Iranian man walks past Sam-6 missiles displayed in the street during a war exhibition to commemorate the 1980-88 Iran-Iraq war at Baharestan square, south of Tehran on September 26, 2016. Credit: Atta Kenare, AFP Photo

AP — Indirectly warning the United States, the head of Iran's atomic energy agency said Monday that his country's landmark nuclear deal could be jeopardized by foot-dragging on sanctions relief, promised in exchange for Tehran's commitment to curb key atomic activities. But a senior U.S. official said Washington is delivering on its commitments.

Iran complains that international financial sanctions are not being lifted quickly enough under the agreement with the U.S. and five other world powers that stipulates a removal of these and other penalties imposed over Tehran's nuclear program. Tehran in turn agreed to limit atomic pursuits that could be used to make a bomb.

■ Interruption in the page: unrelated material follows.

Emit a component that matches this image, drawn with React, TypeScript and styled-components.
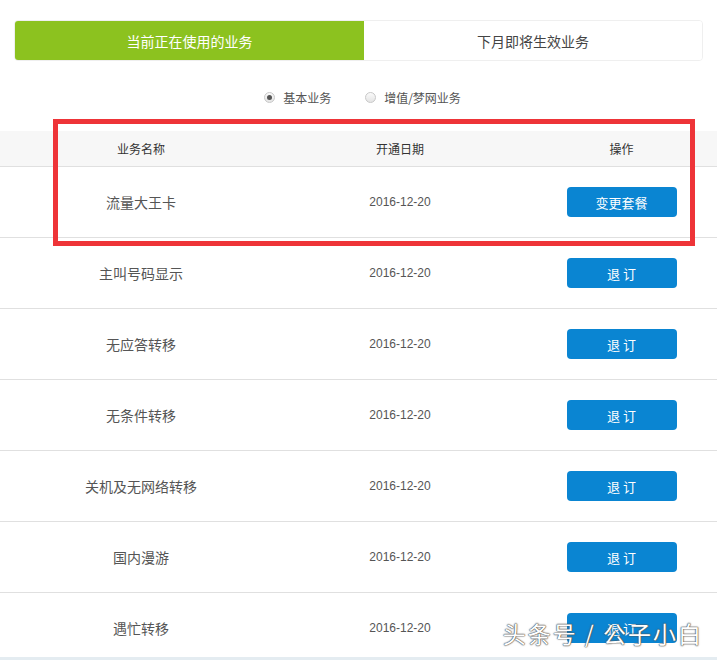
import React, { useState } from 'react';
import styled, { createGlobalStyle } from 'styled-components';

const GlobalStyle = createGlobalStyle`
  html, body {
    margin: 0;
    padding: 0;
    background: #fff;
  }
  body {
    font-family: 'Liberation Sans', 'Noto Sans CJK SC', sans-serif;
  }
`;

const Page = styled.div`
  position: relative;
  width: 717px;
  height: 660px;
  overflow: hidden;
  background: #fff;
  border-bottom: 3px solid #e4ecf1;
  box-sizing: border-box;
`;

const Tabs = styled.div`
  display: flex;
  margin: 20px 14px 0;
  height: 41px;
  border: 1px solid #efefef;
  border-radius: 4px;
  box-sizing: border-box;
  overflow: hidden;
`;

const Tab = styled.div<{ active?: boolean }>`
  flex: ${(p) => (p.active ? '0 0 349px' : '1')};
  display: flex;
  align-items: center;
  justify-content: center;
  font-family: 'Noto Sans CJK SC', sans-serif;
  font-size: 14px;
  color: ${(p) => (p.active ? '#fff' : '#444')};
  background: ${(p) => (p.active ? '#8cc21f' : '#fff')};
  cursor: pointer;
`;

const RadioRow = styled.div`
  display: flex;
  justify-content: center;
  align-items: center;
  gap: 34px;
  height: 26px;
  margin-top: 23px;
  padding-left: 8px;
`;

const RadioItem = styled.label`
  display: flex;
  align-items: center;
  gap: 8px;
  font-family: 'Noto Sans CJK SC', sans-serif;
  font-size: 12px;
  color: #555;
  cursor: pointer;
`;

const RadioDot = styled.span<{ checked?: boolean }>`
  width: 11px;
  height: 11px;
  border-radius: 50%;
  border: 1px solid #c8c8c8;
  background: linear-gradient(#fafafa, #e4e4e4);
  box-sizing: border-box;
  display: flex;
  align-items: center;
  justify-content: center;
  &::after {
    content: '';
    width: 5px;
    height: 5px;
    border-radius: 50%;
    background: ${(p) => (p.checked ? '#555' : 'transparent')};
  }
`;

const Table = styled.div`
  position: relative;
  margin-top: 21px;
`;

const Row = styled.div<{ head?: boolean }>`
  display: grid;
  grid-template-columns: 282px 236px 1fr;
  align-items: center;
  height: ${(p) => (p.head ? '36px' : '71px')};
  background: ${(p) => (p.head ? '#f7f7f7' : '#fff')};
  border-bottom: 1px solid #e0e0e0;
  box-sizing: border-box;
`;

const Cell = styled.div<{ head?: boolean; mono?: boolean }>`
  display: flex;
  justify-content: center;
  font-family: ${(p) =>
    p.mono ? "'Liberation Sans', sans-serif" : "'Noto Sans CJK SC', sans-serif"};
  font-size: ${(p) => (p.head || p.mono ? '12px' : '14px')};
  color: ${(p) => (p.head ? '#333' : '#555')};
  &:last-child {
    padding-left: 8px;
  }
`;

const ActionButton = styled.button`
  width: 110px;
  height: 30px;
  border: none;
  border-radius: 4px;
  background: #0a85d2;
  color: #fff;
  font-family: 'Noto Sans CJK SC', sans-serif;
  font-size: 13px;
  cursor: pointer;
`;

// red highlight drawn over the first rows
const Highlight = styled.div`
  position: absolute;
  top: -12px;
  left: 53px;
  width: 642px;
  height: 127px;
  border: 5px solid #ee3438;
  box-sizing: border-box;
  pointer-events: none;
`;

const Watermark = styled.div`
  position: absolute;
  right: 14px;
  bottom: 7px;
  font-family: 'Noto Sans CJK SC', sans-serif;
  font-size: 23px;
  color: #fff;
  letter-spacing: 2px;
  text-shadow: 0 0 1px #444, 0 0 1px #444, 0 0 2px #666;
`;

const rows = [
  { name: '流量大王卡', date: '2016-12-20', action: '变更套餐' },
  { name: '主叫号码显示', date: '2016-12-20', action: '退 订' },
  { name: '无应答转移', date: '2016-12-20', action: '退 订' },
  { name: '无条件转移', date: '2016-12-20', action: '退 订' },
  { name: '关机及无网络转移', date: '2016-12-20', action: '退 订' },
  { name: '国内漫游', date: '2016-12-20', action: '退 订' },
  { name: '遇忙转移', date: '2016-12-20', action: '退 订' },
];

const App = () => {
  const [tab, setTab] = useState(0);
  const [kind, setKind] = useState(0);

  return (
    <Page>
      <GlobalStyle />
      <Tabs>
        <Tab active={tab === 0} onClick={() => setTab(0)}>
          当前正在使用的业务
        </Tab>
        <Tab active={tab === 1} onClick={() => setTab(1)}>
          下月即将生效业务
        </Tab>
      </Tabs>
      <RadioRow>
        <RadioItem onClick={() => setKind(0)}>
          <RadioDot checked={kind === 0} />
          基本业务
        </RadioItem>
        <RadioItem onClick={() => setKind(1)}>
          <RadioDot checked={kind === 1} />
          增值/梦网业务
        </RadioItem>
      </RadioRow>
      <Table>
        <Row head>
          <Cell head>业务名称</Cell>
          <Cell head>开通日期</Cell>
          <Cell head>操作</Cell>
        </Row>
        {rows.map((r, i) => (
          <Row key={i}>
            <Cell>{r.name}</Cell>
            <Cell mono>{r.date}</Cell>
            <Cell>
              <ActionButton>{r.action}</ActionButton>
            </Cell>
          </Row>
        ))}
        <Highlight />
      </Table>
      <Watermark>头条号 / 公子小白</Watermark>
    </Page>
  );
};

export default App;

Nuclear agency chief Ali Akbar Salehi did not blame particular countries in comments to the International Atomic Energy Agency's general conference. But other Iranian officials have faulted the United States for perceived delays in lifting financial sanctions, and Salehi warned that the deal's "durability" depended on the other side's "reciprocal and full implementation."

"Comprehensive and expeditious removal of all sanctions" outlined in the agreement "have yet to be met," even though Iran is honoring all its obligations under the pact, he said.

But U.S. Energy Secretary Ernest Moniz said that if Iran was disappointed in the pace of sanctions-lifting, it was due to international caution about doing business with Tehran.

"We have carried out fully our responsibilities beyond the letter of the agreement," he told reporters on the sidelines of the UN nuclear meeting.

"But the international banking system, international business enterprises, are going to have to not only have clarity on where the lines are drawn on the sanctions but they're going to have to have more business confidence, if you like, which is going to take obviously more time than Iran would like to see."
While U.S. financial institutions remain under tight restrictions as part of non-nuclear related sanctions, Iranian President Hassan Rouhani last week said confusing signals from the U.S. Treasury Department create a "lot of doubt" about the legality of doing business with Tehran.

"As one thing they (U.S. Treasury) tell them 'you are free to engage with Iran in banking activity,'" he told the UN General Assembly. "At other times, they ... enter the arena with threats.

"They frighten the big banks," he said.

Moniz, however, said the U.S. State and Treasury departments "at their highest levels" have held briefings with European banks "where they have made very clear that these sanctions have been lifted."